___ Given entries
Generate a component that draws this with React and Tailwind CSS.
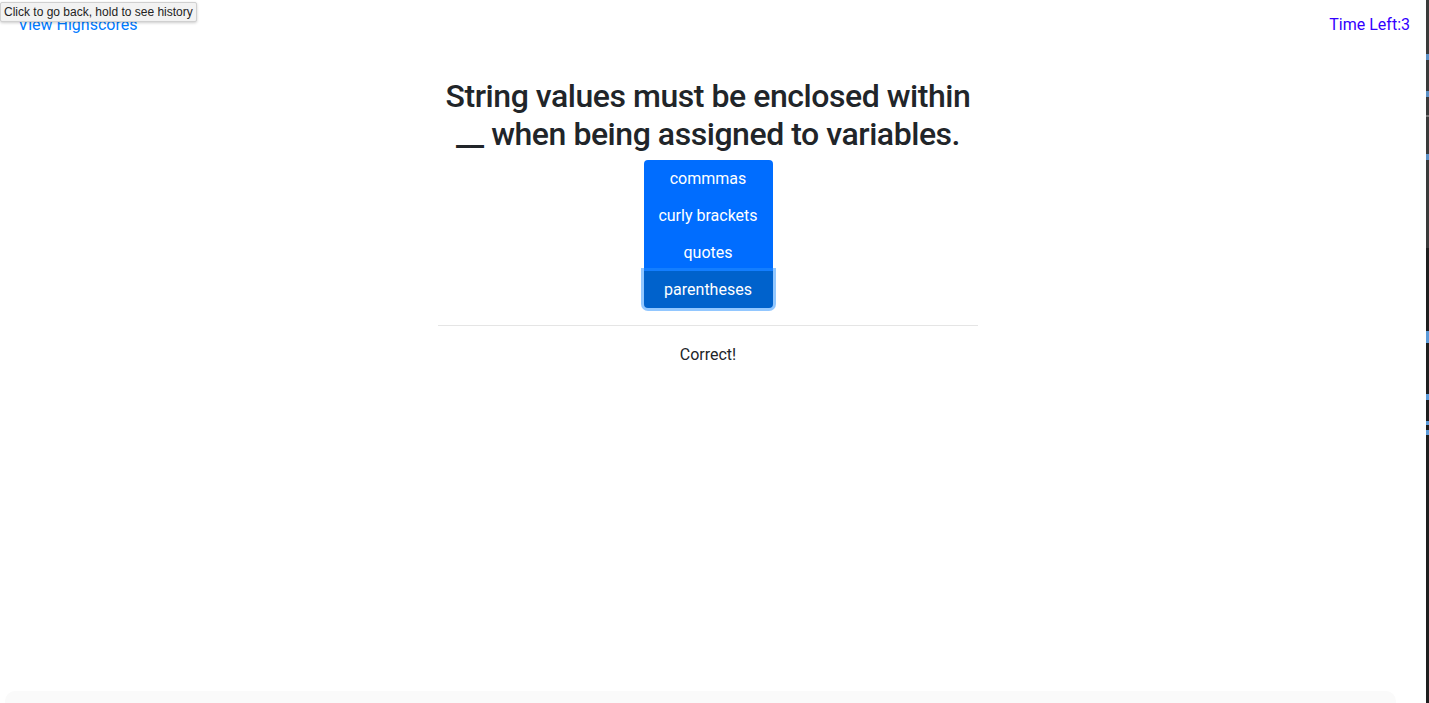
const CHOICES = ['commmas', 'curly brackets', 'quotes', 'parentheses']

// edge strip: [height, colour]
const STRIP = [
  [54, '#3a3a3a'], [6, '#5b8fc4'], [31, '#3a3a3a'], [6, '#5b8fc4'], [18, '#3a3a3a'],
  [2, '#777777'], [37, '#3a3a3a'], [6, '#5b8fc4'], [88, '#3a3a3a'], [83, '#1e1e1e'],
  [12, '#5b9ad8'], [51, '#1e1e1e'], [6, '#5b9ad8'], [21, '#1e1e1e'], [4, '#5b9ad8'],
  [5, '#1e1e1e'], [5, '#5b9ad8'],
]

export default function App() {
  const selected = 3

  return (
    <div
      className="relative flex h-[703px] w-[1429px] overflow-hidden bg-white text-[#212529]"
      style={{ fontFamily: 'Roboto, "Liberation Sans", Arial, sans-serif' }}
    >
      <div className="relative flex-1 pr-[10px]">
        <header className="flex items-center justify-between pl-[18px] pr-[6px] pt-[14px] text-base leading-[22px]">
          <a href="#" className="text-[#007bff]">View Highscores</a>
          <span className="text-[#3300ff]">Time Left:3</span>
        </header>

        <main className="mx-auto mt-[41px] flex w-[540px] flex-col items-center">
          <h2 className="text-center text-[32px] font-medium leading-[38px] tracking-[-0.45px]">
            String values must be enclosed within __ when being assigned to variables.
          </h2>

          <div className="mt-[7px] flex w-[129px] flex-col">
            {CHOICES.map((c, i) => (
              <button
                key={c}
                className={
                  i === selected
                    ? 'relative z-10 h-[37px] rounded-b-[4px] bg-[#0062cc] text-base text-white shadow-[0_0_0_3px_rgba(38,143,255,0.5)]'
                    : i === 0
                      ? 'h-[37px] rounded-t-[4px] bg-[#006dff] text-base text-white'
                      : 'h-[37px] bg-[#006dff] text-base text-white'
                }
              >
                {c}
              </button>
            ))}
          </div>

          <hr className="mt-[17px] w-full border-t border-[#e5e5e5]" />
          <p className="mt-[17px] text-base">Correct!</p>
        </main>

        <div className="absolute bottom-0 left-[5px] right-[30px] h-[12px] rounded-t-[10px] bg-[#fafafa]" />
      </div>

      <div className="flex w-[3px] flex-col bg-[#1e1e1e]">
        {STRIP.map(([h, c], i) => (
          <div key={i} style={{ height: h, backgroundColor: c }} />
        ))}
      </div>

      <div
        className="absolute left-0 top-[2px] h-[20px] rounded-[2px] border border-[#d0d0d0] bg-[#f2f2f2] px-[3px] text-[12px] leading-[18px] text-[#222] shadow-[0_1px_3px_rgba(0,0,0,0.2)]"
        style={{ fontFamily: '"Liberation Sans", Arial, sans-serif' }}
      >
        Click to go back, hold to see history
      </div>
    </div>
  )
}
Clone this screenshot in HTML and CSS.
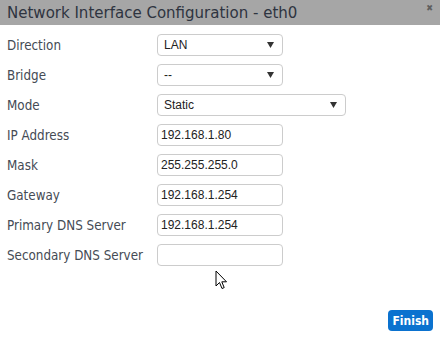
FILE: index.html
```html
<!DOCTYPE html>
<html lang="en">

<head>
    <meta charset="UTF-8">
    <title>Network Interface Configuration</title>
    <link rel="stylesheet" href="styles.css">
</head>

<body>
    <div class="dialog">
        <div class="title-bar">
            <span class="title">Network Interface Configuration - eth0</span>
            <span class="close">&#x2716;</span>
        </div>
        <form class="form">
            <div class="row">
                <label>Direction</label>
                <div class="select">
                    <span>LAN</span>
                    <svg class="arrow" width="7" height="6" viewBox="0 0 7 6"><path d="M0 0H7L3.5 6Z" fill="#333"/></svg>
                </div>
            </div>
            <div class="row">
                <label>Bridge</label>
                <div class="select">
                    <span>--</span>
                    <svg class="arrow" width="7" height="6" viewBox="0 0 7 6"><path d="M0 0H7L3.5 6Z" fill="#333"/></svg>
                </div>
            </div>
            <div class="row">
                <label>Mode</label>
                <div class="select wide">
                    <span>Static</span>
                    <svg class="arrow" width="7" height="6" viewBox="0 0 7 6"><path d="M0 0H7L3.5 6Z" fill="#333"/></svg>
                </div>
            </div>
            <div class="row">
                <label for="ip">IP Address</label>
                <input type="text" id="ip" value="192.168.1.80">
            </div>
            <div class="row">
                <label for="mask">Mask</label>
                <input type="text" id="mask" value="255.255.255.0">
            </div>
            <div class="row">
                <label for="gw">Gateway</label>
                <input type="text" id="gw" value="192.168.1.254">
            </div>
            <div class="row">
                <label for="dns1">Primary DNS Server</label>
                <input type="text" id="dns1" value="192.168.1.254">
            </div>
            <div class="row">
                <label for="dns2">Secondary DNS Server</label>
                <input type="text" id="dns2" value="">
            </div>
        </form>
        <div class="footer">
            <button type="button">Finish</button>
        </div>
    </div>
    <svg class="cursor" width="13" height="20" viewBox="0 0 13 20">
        <path d="M1 1V16L4.5 12.5L7 18.5L9.2 17.6L6.8 11.8H11.5Z" fill="#fff" stroke="#000" stroke-width="1" stroke-linejoin="round"/>
    </svg>
</body>

</html>
```

FILE: styles.css
```css
body {
    margin: 0;
    background: #fff;
    font-family: "DejaVu Sans Condensed", "DejaVu Sans", Verdana, sans-serif;
}

.dialog {
    width: 440px;
    height: 340px;
    position: relative;
}

.title-bar {
    height: 25px;
    background: #a6a6a6;
    display: flex;
    justify-content: space-between;
    align-items: flex-start;
    padding: 0 7px;
}

.title {
    font-size: 16.7px;
    line-height: 25px;
    color: #2e3440;
}

.close {
    font-size: 9px;
    color: #5f5f5f;
    margin-top: 3px;
}

.form {
    padding: 9px 0 0 7px;
}

.row {
    display: flex;
    align-items: center;
    height: 22px;
    margin-bottom: 8px;
}

label {
    width: 150px;
    font-size: 13.3px;
    color: #454b55;
}

.select,
input {
    box-sizing: border-box;
    width: 126px;
    height: 22px;
    border: 1px solid #ccc;
    border-radius: 4px;
    font-family: "Liberation Sans", Arial, sans-serif;
    font-size: 12px;
    color: #222;
}

.select {
    display: flex;
    justify-content: space-between;
    align-items: center;
    padding: 0 8px 0 6px;
}

.select.wide {
    width: 189px;
}

input {
    padding: 0 3px;
    margin: 0;
    outline: none;
}

.footer {
    position: absolute;
    right: 7px;
    bottom: 9px;
}

button {
    background: #0b72cf;
    color: #fff;
    border: none;
    border-radius: 4px;
    height: 21px;
    padding: 0 4px;
    font-family: "DejaVu Sans Condensed", "DejaVu Sans", Verdana, sans-serif;
    font-size: 12px;
    font-weight: bold;
    cursor: pointer;
}

.cursor {
    position: absolute;
    left: 215px;
    top: 270px;
}
```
______
*Aim of the exercise*:
Please restate the material above line by line, exactly, beginning at its first line and ending with the line that contains "const CHOICES = ['commmas', 'curly", without any pictures.

*Written answer*:
Generate a component that draws this with React and Tailwind CSS.
const CHOICES = ['commmas', 'curly brackets', 'quotes', 'parentheses']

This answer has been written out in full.